A long time ago, in what almost seems another lifetime, I worked in an office. I was working as an actuarial student—which means my days were occupied mostly with generic office work...spreadsheets, data entry, ... I no longer remember what else.... After hours I was supposed to be studying for a series of actuarial exams so I could progress further along the path of my career.
I became less and less interested in the work and the studying for a variety of reasons, but one thing that sticks in my memory is the feeling that I was not producing anything tangible with my days....
Having recently moved out on my own, I had begun to acquire the accoutrements of a home. My mother thought this should include cookware, dishes, cookbooks, etc. She purchased The Fanny Farmer Cookbook for me and I began to read it. Soon thereafter an offer arrived in the mail for a cheap subscription to Bon Appetit. I signed up. This was before the days of celebrity chefs and 24/7 food TV. But I was drawn in by the few shows that were on...Jacques Pepin, Natalie Dupree, Pierre Franey, and Madeleine Kamman.
I started to spend my days and evenings off baking instead of studying. There was something about the idea of food. Not only did my work result in something tangible, but it resulted in something that gave great pleasure to those for whom it was prepared (a cookie produces a much more satisfactory reaction from someone than a completed spreadsheet does).
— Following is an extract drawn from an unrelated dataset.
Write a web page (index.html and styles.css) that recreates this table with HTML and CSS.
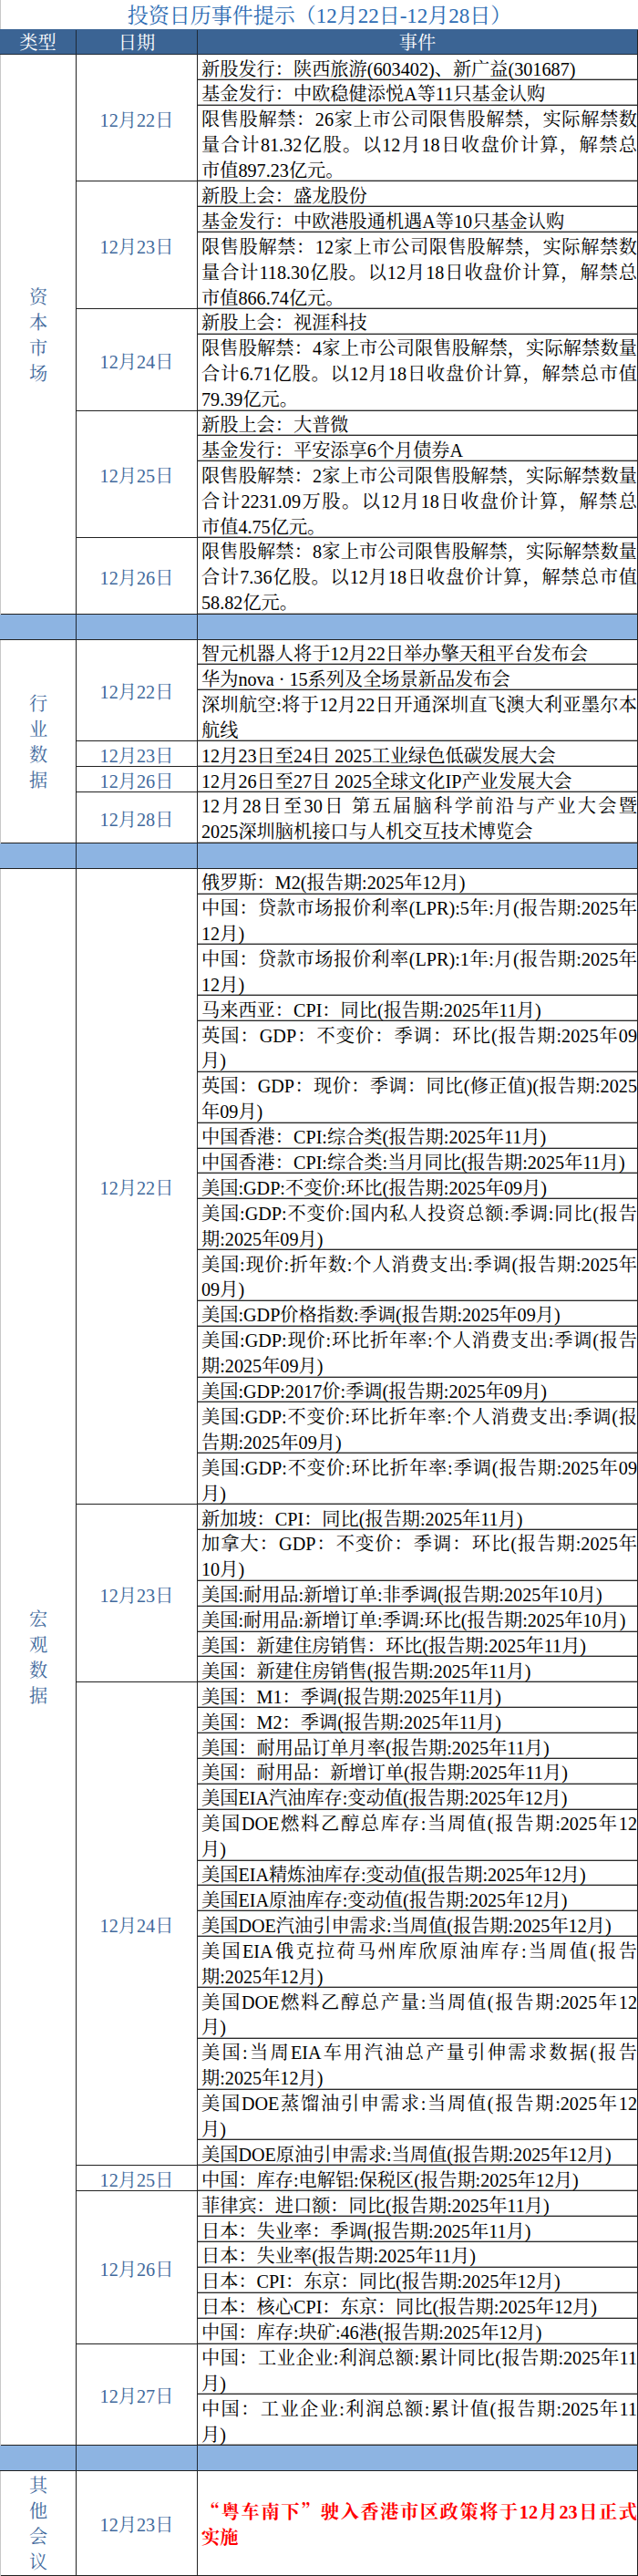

My understanding of the communal nature of food was completely unformed at that point, but it was probably my vague notion of this, combined with the desire to work with something real, that led me to pursue a career preparing food.
To this day, I relish the fact that at the end of the day, I have something concrete to show for my labor. And I always get to start over fresh the next day—the mistakes and disasters of the previous day have been consumed or thrown away and hopefully learned from. For me, a bad day cooking is better than the best day working in an office.
I have grown to love so many things about food and cooking. I love that there is always more to learn, that I can always continue to develop and hone my skills. I love the astonishing possibilities of food—you can conceivably cook everyday and never get bored. I love the raw ingredients—particularly vegetables and fruits. I love it that food, when prepared and presented with care, is beautiful. I love to eat. I love it that familial, cultural and ethnic traditions are so often intimately intertwined with food and cooking....that as people we connect and maintain connections with family and friends at the table.
Today, I cook in private homes to give people a chance to make those connections with family and friends at their home table rather than in restaurants. I teach so that people will have the tools to create those moments in their own homes, at their own tables, every day.